Lüders: Ich sehe im Augenblick keine politischen Risiken. Die Risiken wären sehr viel größer, wenn man nichts getan hätte. Es gibt natürlich bei einer Militäraktion immer das Risiko, dass man nicht mehr weiß, wie man rausfindet. Aber da das Mandat begrenzt ist und niemand ernsthaft vorhat, Bodentruppen zu entsenden, scheint das Szenario überschaubar zu sein.
tagesschau.de: Die Idee einer Flugverbotszone wurde in den 1990er-Jahren im Irak und auf dem Balkan umgesetzt. Lässt sich mit Blick auf die damaligen Erfahrungen die aktuelle UN-Resolution überhaupt ohne den Einsatz von Bodentruppen durchsetzen?

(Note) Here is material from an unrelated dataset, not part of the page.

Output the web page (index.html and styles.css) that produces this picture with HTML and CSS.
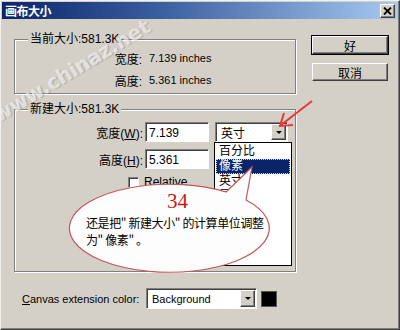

Lüders: Man kann diese Konflikte nicht miteinander vergleichen. Die Geschichte im Irak war eine ganz andere und hatte einen anderen Hintergrund. Die Flugverbotszone war damals eines von mehreren Instrumenten, um das Saddam-Regime zu schwächen in Vorbereitung eines Angriffs zu seinem Sturz, der dann 2003 auch erfolgt ist. Das war ein ganz anderes Szenario. In Libyen wird das alles nicht so lange dauern. Denn Gaddafi hat nicht viel Rückhalt in der eigenen Bevölkerung - auch in den westlichen Landesteilen nur zum Teil.
"Wenn Gaddafi fällt, ist überall mit Aufständen zu rechnen"
tagesschau.de: Welchen Einfluss wird die Entwicklung in Libyen auf die Protestbewegung in den anderen arabischen Staaten haben?
Lüders: Wenn Gaddafi fällt, ist die arabische Revolution nicht mehr aufzuhalten. Dann ist in jedem arabischen Land mit einem Aufstand zu rechnen, selbst in den Ländern, in denen das gegenwärtig kaum vorstellbar erscheint: in Algerien, in Saudi-Arabien.
Das Interview führte David Rose, tagesschau.de.